In more ways than one, this was a crucial stage in her career and she was suddenly looking beyond the small. The manner of handling this crisis with no prior leadership expertise boosted her confidence and when the right time came, she took the bus to the next big step in her career. Her stop being GE India’s post as Chief Operating Officer (consumer production).

A bigger role, it gave her ample room to test and train her newfound practices in the areas of Six Sigma, vendor management and recruitment- matter that was to form the crux of her future professional life.
Without realizing, she had successfully transformed herself from a hardcore techie into manager and now a leader. “If you do not disengage yourself from macro level technical details and trust your team members to provide the tech expertise, you would never be able to grow”, she says.

Her continuous need for challenges kept her on her toes where no opportunity was too big or small. She gave up her role as COO to become Director of Quality at Oracle. It was never planned, she went with the flow taking with her lessons and leaving the rest to her instincts and of course, her abilities. Albeit an individual contributor in the beginning- extending the North American Quality services to India division- her leadership persona could not been contained for long. Soon the North American team assigned her charge of creating a Quality Management team in India for Oracle’s consulting services. A huge confidence boost for Sheela, it only assured that every step she had taken till now was a good decision.

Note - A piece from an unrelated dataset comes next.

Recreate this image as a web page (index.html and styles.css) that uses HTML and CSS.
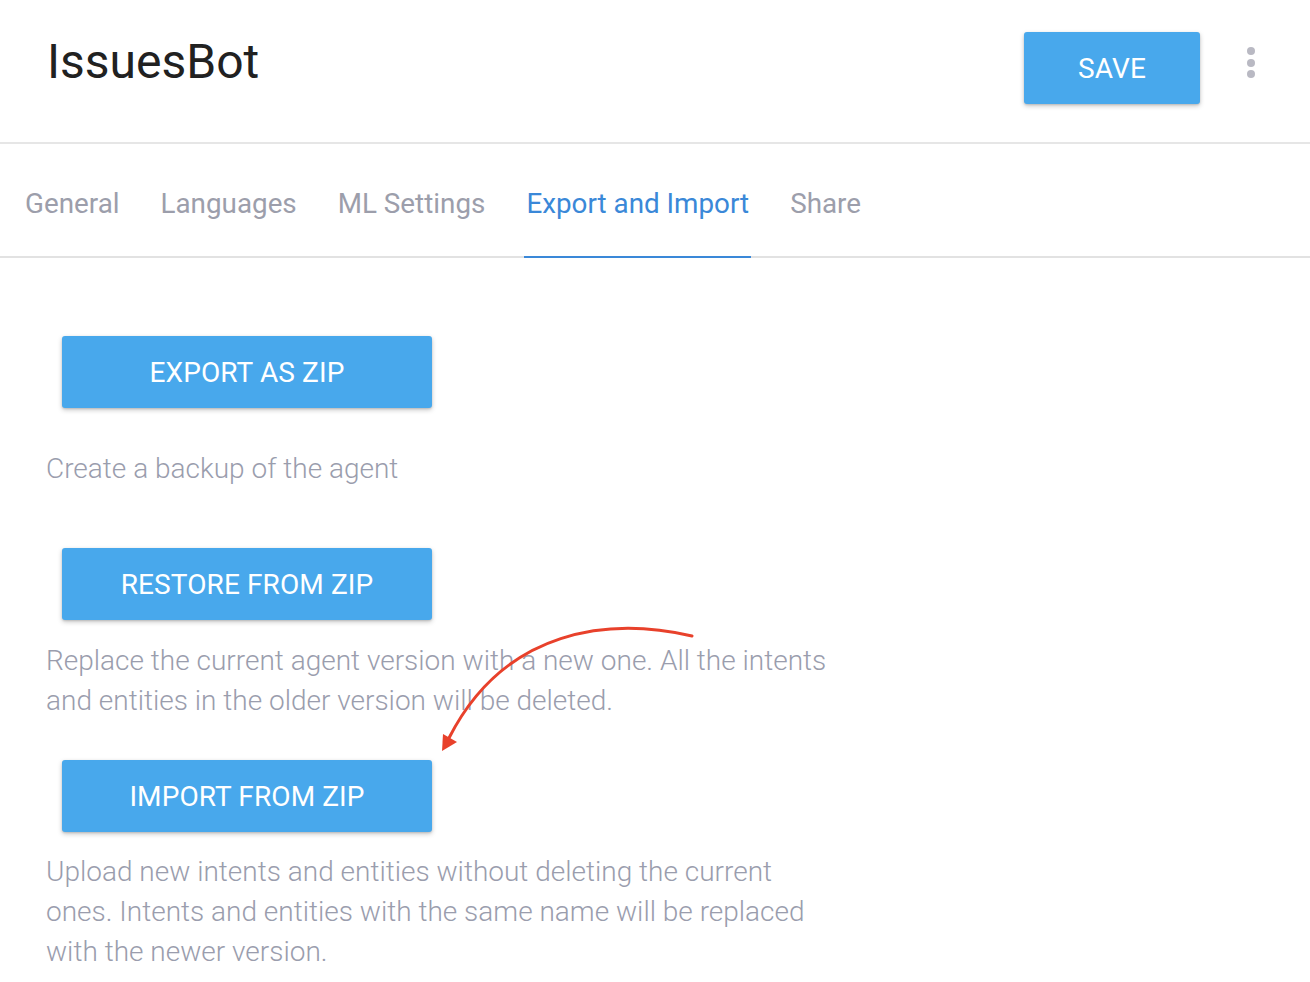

The journey that began as a technical engineer was resting at almost the other side of the world and despite every change; she started as the head of the pack and never at the bottom. “I did not deliberate too much while making the transitions. I saw the need and I was supremely confident that I could help out fulfill this need.,” she affirms.

Not surprisingly, the lady has not planned anything for the future and she a reason for it: “A set and stubborn vision would stop one from attaining so many otherwise successful ventures.” Tomorrow she might take a ‘smaller role’ in a ‘smaller organization’, but as long as it is meaningful, she is a happy woman.